To build a conscious data strategy, one must consider both types of transparency. It’s about building trust not only with people using your product or service (which is certainly paramount), but also building internal trust in data and how it’s being used to instill solid data governance practices from the ground up.
Building a conscious data strategy is about trust — lose it, and you put your business at risk.
So when it comes to bringing data transparency to an organization, this doesn’t mean let everyone see all the data (which may almost certainly bring trouble). But it does mean that different data sets, or data sources, should have a clear owner, and that owner should have proper visibility into who is using that data where and for what purposes.
This allows data teams to step into more of a consultancy role, advising other teams how data should be used (and how it shouldn’t be used) so that both parties bring their expertise - on the data, but also on the business side.

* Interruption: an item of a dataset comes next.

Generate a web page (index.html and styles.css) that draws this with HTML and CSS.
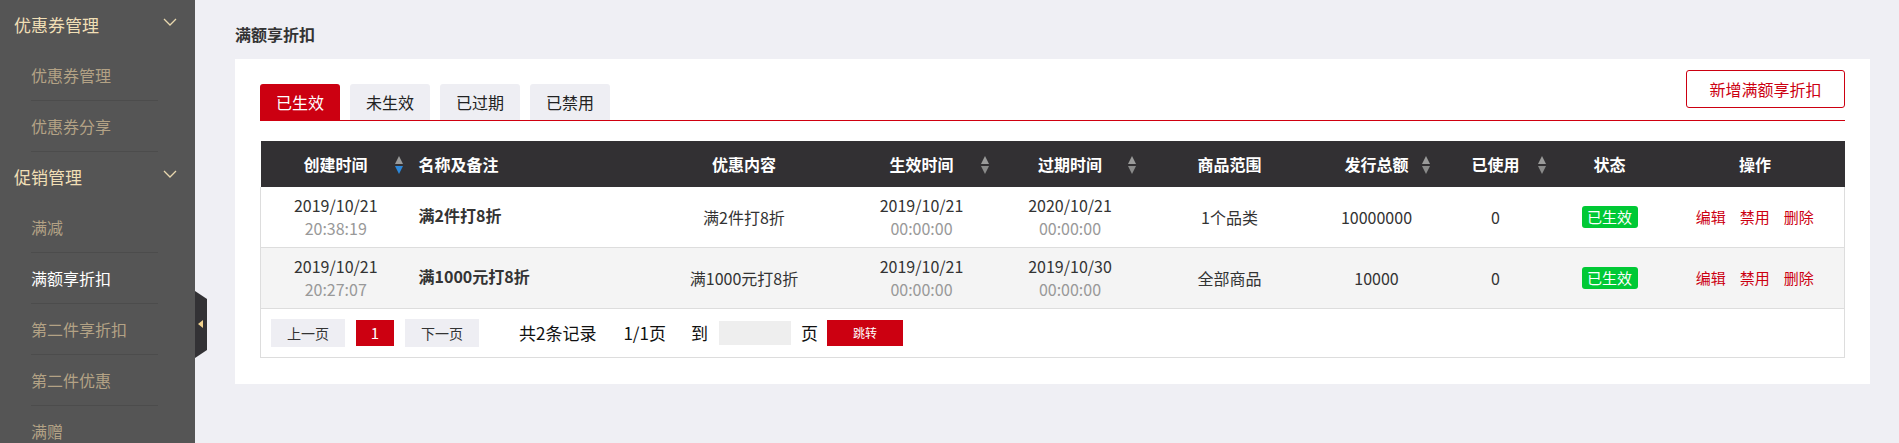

With this sort of a setup, it’s possible to offer more transparency not into the specific data itself, but generally how datasets are being used — both internally, but also externally with users, if you really want to build trust
In Uncharted Waters, Everyone’s a Navigator
Facebook isn’t even 15 years old, and most of the rest of the world of big data is even younger than that. The data and analytics ecosystem is simply moving too quickly for regulators to keep up, and like it or not, anyone working on the cutting edge of this industry is in uncharted waters. That means it’s up to these people and teams to navigate the ethics and pitfalls of how and where data is used on their own.
The data and analytics ecosystem is simply moving too quickly for regulators to keep up, and like it or not, anyone working on the cutting edge of this industry is in uncharted waters.
Ultimately, it’s up to individual organizations to be responsible. It’s also up to users to be responsible when it comes to choosing to engage with businesses that have good data practices — this is the only way that companies with a conscious data strategy will rise to the top.
Practically, what does this mean for a business? What can you do today to start?
First, do everything you can to make it clear to customers, partners, users, etc., that transparency matters and that you respect and are responsible for the information they are entrusting your company with. Not just words on a page, but talk about the real efforts you’re making to take care of their data.
Second, commit to being more open and transparent with how and where data is being used (both internally and externally). Internally, that means inviting more people to be part of the design and review of data and analytics products (including from the data team, but also business, IT, etc.) Have kickoff meetings for new analytics projects with all stakeholders present — data scientists, database administrators, subject matter experts, and business line managers.
The difficult part about collaboration is making it happen — people agree it's necessary but don't know how to get there.
There’s often a lot of nodding and general agreement on the importance of collaboration, but the difficult part is actually getting people to collaborate. Describe all pieces of data used, all transformations, models, and outputs, as well as rules and policies. Take reservations and objections seriously — the team member with the least familiarity with the project is the best representative of the general public.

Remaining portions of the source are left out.